Progress In Managing PFCs

-- Semiconductor International, 11/1/1998

Perfluorocarbon emission reduction approaches take many forms including abatement, capture, recycle, use of alternative chemistries and process optimization. At SEMI's PFC Technical Update in July, parties reported on refined methods of abatement as well as process optimization to obtain short-term reductions in PFC emissions until suitable alternatives can be identified.

The PFCs most commonly used in semiconductor processing along with their global warming potentials (GWPs) are shown in Table 1. Non-PFCs such as NF₃ and CHF₃ are included in the list due to their high GWP, indicating the relative effect on the environment relative to carbon dioxide. CF₄, C₂F₆, C₃F₈ and NF₃ gases are treated in a fixed bed catalytic reactor. Roy Brown and Joseph Rossin of Guild Associates (Dublin, Ohio), reported greater than 95% destruction of the three PFCs at operating temperatures between 600-700°C, with byproducts of CO₂ and HF. Unlike PFCs, NF₃ is completely destroyed at low temperatures, resulting in the near-stoichiometric formation of NO_x. NO_x, both an acid rain precursor and contributor to urban smog, can be reduced using ammonia, yet does not sufficiently reduce NO_x levels. Work in this area is continuing.

Because the catalyst is readily deactivated by SiF₄, it must be scrubbed prior to entering the catalyst bed. NF₃ is the most readily destroyed compound, followed by CHF₃. The three PFCs require processing at 200°C to obtain comparable reductions. Over the course of the test, almost 3.5 kg of C₂F₆ was destroyed using a small amount of catalyst according to a catalyzed hydrolysis mechanism.

Tool optimization is commonly used to reduce PFC emissions, yet often results in the generation of increased volumes of hazardous air pollutants such as fluorine gas (F₂), silicon tetrafluoride (SiF₄), and to a lesser extent, HF and carbonyl fluoride (COF₂). The generation of such pollutants shifts the focus to efficient abatement of byproducts. With the concomitant goal of minimizing the use of resources, Josep Arno of ATMI-EcoSys Corp. (Danbury, Conn.) evaluated abatement efficiency of a point-of-use water scrubber at removing F₂ and SiF₄ while inhibiting the generation of oxygen difluoride (OF₂). Hydrolysis of F₂ produces HF, O₂ and H₂O₂, with small amounts of OF₂. Hydrolysis of SiF₄ produces SiO₂ and aqueous HF. Arno found that a standard water scrubber equipped with a polishing counter-current packed-bed installation at the scrubber exhaust improved F₂ removal efficiency by 60%.

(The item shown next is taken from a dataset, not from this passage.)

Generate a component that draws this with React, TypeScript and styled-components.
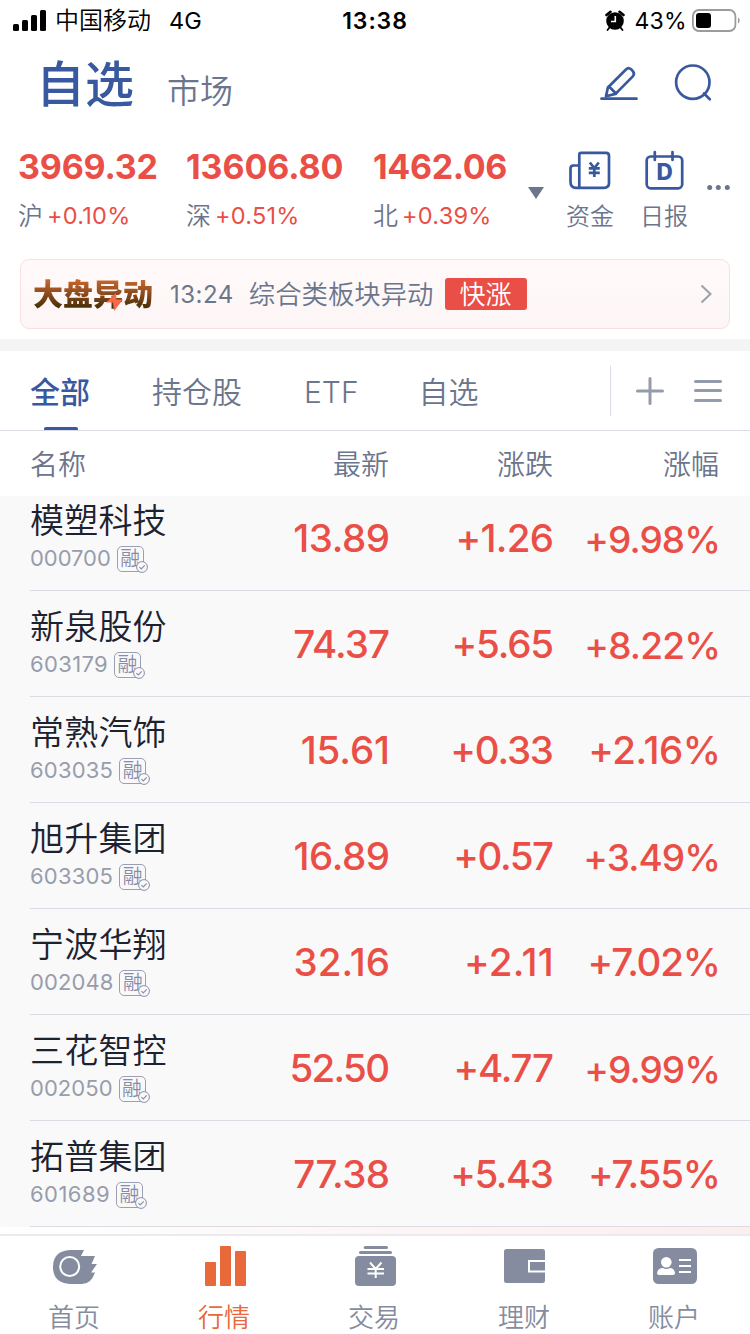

Using effluent with SiF₄ gas concentrations exceeding those normally released during plasma chamber cleans, outlet concentrations of HF and SiF₄ were slightly above the detection limit of the FTIR spectrometer and significantly below their threshold values of 1 ppm for SiF₄ and 3 ppm for HF. For high inlet concentrations of F₂, a proprietary abatement enhancing chemical was injected to discourage the formation of OF₂, while decreasing HF and F₂ outlet concentrations by a factor of 10. Caustic injection (of NaOH), while it does enhance fluorine abatement, generates unacceptable levels of OF₂. Arno found that under all conditions tested, the water scrubber removed over 99% of fluorine delivered, with no compromise in scrubber integrity. Hazardous air pollutants emission levels are expected to increase by a factor of 1.5-3.3 upon transition to 300 mm wafers.

Michael Daniels, Albert Cheng and Janice Chen of Texas Instruments (Dallas Texas) tested C₃F₈ as a drop-in replacement for C₂F₆ for cleaning Applied Materials' Centura dielectric CVD 5200 chambers. As shown in previous studies (see 'Reducing PFC Emissions Using C₃F₈-Based PECVD Clean,' Semiconductor International, Feb. 1998, p.85), C₃F₈ can offer improved gas utilization in the chamber cleaning process, a 47% decrease in consumable costs and a 64% decrease in PFC emissions, while showing no statistical differences in die yield, device parameters and reliability performance. In this study, a Novellus Concept Two Sequel PECVD tool was used. In the TI study, C₃F₈: provides identical or shorter cleaning times, reduces consumable costs by 23%, reduces PFC emissions by 52%, reduces CF₄ emission levels and shows no difference in film properties.